The first two verses are identical. But whereas the third verse in the published version begins:

Pilgrim felt his feet transparent on the deck, a sailor
treading uplands sixty fathoms back; saw nettled deer tracks
pooling, inch by sodden inch, into a whaler’s channel

Bell’s posted version reads:

Pilgrim felt his feet transparent on the deck, a sailor
treading high ground sixty fathoms down. He sickened for
the nettled deer track, brimmed into a whaler’s channel

They make for an interesting comparison. It seems a good choice to leave out ‘sickened’ in the published version. It’s an emotional word that tips the hand of the poem too early: the published version saves the surprise of Pilgrim’s conversion to the last verse. ‘Pooling, inch by inch’ is a good addition, providing a sense of the geological slowness of the sea’s rise, the sense that ‘time is water’. On the other hand, ‘sixty fathoms down’ in the posted version is much easier to understand that ‘sixty fathoms back’, which is an odd adverb to use for a measure of depth.

There are changes in the next verse too. The published version reads:

…water, time. At neap tides he felt England’s backbone
shift and shiver; saw the caverns filled, the railways rivered
and the Pennine mackerel flashing through lead mines

Whereas the one posted in the comments reads:

…water, time. At neap tides he felt England’s backbone
shiver; saw the caverns full and railways rivered
Pennine mackerel flashing through the lead mines

Here the rhythm of the posted version emphasises the internal rhyme, shiver/rivered, better than in the published one: the shorter 12- and 11-syllable lines in the former are 14 and 12 syllables in the latter.

It’s hard to pick a favourite between them: I’d almost prefer a hybrid version of the two.
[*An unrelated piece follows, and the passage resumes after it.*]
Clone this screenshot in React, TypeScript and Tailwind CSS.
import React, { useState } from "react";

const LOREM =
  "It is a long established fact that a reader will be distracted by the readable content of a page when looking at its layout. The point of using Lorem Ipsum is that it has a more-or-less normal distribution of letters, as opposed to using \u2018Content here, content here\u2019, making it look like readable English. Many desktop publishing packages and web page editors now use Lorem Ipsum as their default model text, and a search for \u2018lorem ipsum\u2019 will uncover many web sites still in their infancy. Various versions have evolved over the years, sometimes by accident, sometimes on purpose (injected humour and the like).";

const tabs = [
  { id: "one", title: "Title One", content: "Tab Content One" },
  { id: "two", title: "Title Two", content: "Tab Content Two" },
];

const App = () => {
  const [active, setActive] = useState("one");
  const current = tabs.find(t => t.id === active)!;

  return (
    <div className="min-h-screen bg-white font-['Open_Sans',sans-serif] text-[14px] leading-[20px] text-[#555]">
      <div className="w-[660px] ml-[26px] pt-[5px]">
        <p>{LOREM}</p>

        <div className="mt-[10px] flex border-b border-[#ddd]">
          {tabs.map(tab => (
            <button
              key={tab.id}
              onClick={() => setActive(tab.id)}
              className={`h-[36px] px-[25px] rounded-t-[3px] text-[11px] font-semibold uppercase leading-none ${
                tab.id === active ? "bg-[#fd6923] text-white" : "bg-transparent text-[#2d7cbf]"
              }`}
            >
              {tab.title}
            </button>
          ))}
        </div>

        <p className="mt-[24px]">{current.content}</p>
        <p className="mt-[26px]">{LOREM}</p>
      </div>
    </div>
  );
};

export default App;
And the posted poem isn’t a perfect guide to the line breaks for the editor, of course, because some of them aren’t even the same lines.

On the assumption that no one at the newspaper would have dared to rewrite a poem, the question then becomes which one is the earlier version and which one the later – or, to put it another way: which is the work in progress and which is the poem?